4. Is there anything you are particularly looking forward to the publication of?
Victoria: I’m most looking forward to Krista Tippett’s book Becoming Wise: An Inquiry into the Mystery and Art of Living coming out in paperback. The book came out this past April, but I really prefer a nice squishy paperback to a hardcover copy.
Cara: This summer I’m mostly looking forward to “catching up” on reading that’s been published for years (decades, in some cases) that I haven’t made my way to yet. I’d like to delve into some Alan Watts; Rob Bell points to a great quote of his in How to Be Here that got me curious.
Tina: I’m a Harry Potter fan, so I’m looking forward to Harry Potter and the Cursed Child, the script of the West End play, which will be published on July 31 (Harry Potter’s birthday). I know there’s a lot of debate over what counts as canon, and I understand those who say it should consist of only what’s between the covers of the novels themselves. But I can’t help myself — I just want to know more about the Potter universe!
5. What’s next? Any upcoming book projects in the works that you can tell us about?
Victoria: No writing projects at the moment, but I work at the Dodge Poetry Program, and we’re gearing up for our big Festival happening this October in Newark, NJ. It’s the 30th anniversary of the Dodge Poetry Festival, and we have an incredible lineup. It’s going to be great!
Cara: I’m working on a short story inspired by my hometown and a O’Donohue’s concept of Anam Cara (“soul friends”), and blog content about sustainable living for the NJ-based Green Divas Radio Show.
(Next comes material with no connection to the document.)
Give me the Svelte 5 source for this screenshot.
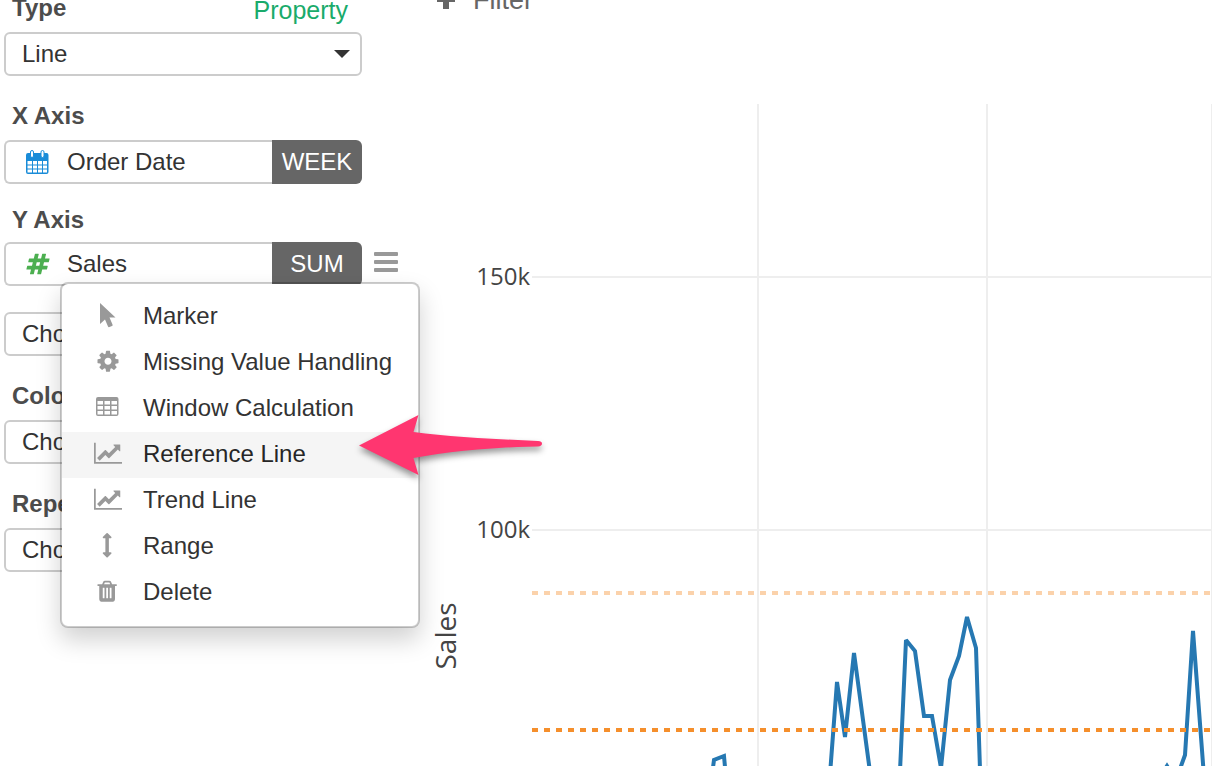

Tina: I’m continuing to publish articles and essays as a freelance writer — I cover mainly parenting, pregnancy, travel and entertainment. I just had my first piece in The New York Times, so that was big for me. I’m also eager to write my memoir about my six years of infertility and miscarriage, topics I touch on in my Eat Pray Love Made Me Do It essay, but that’s something I’m still bouncing around in my head.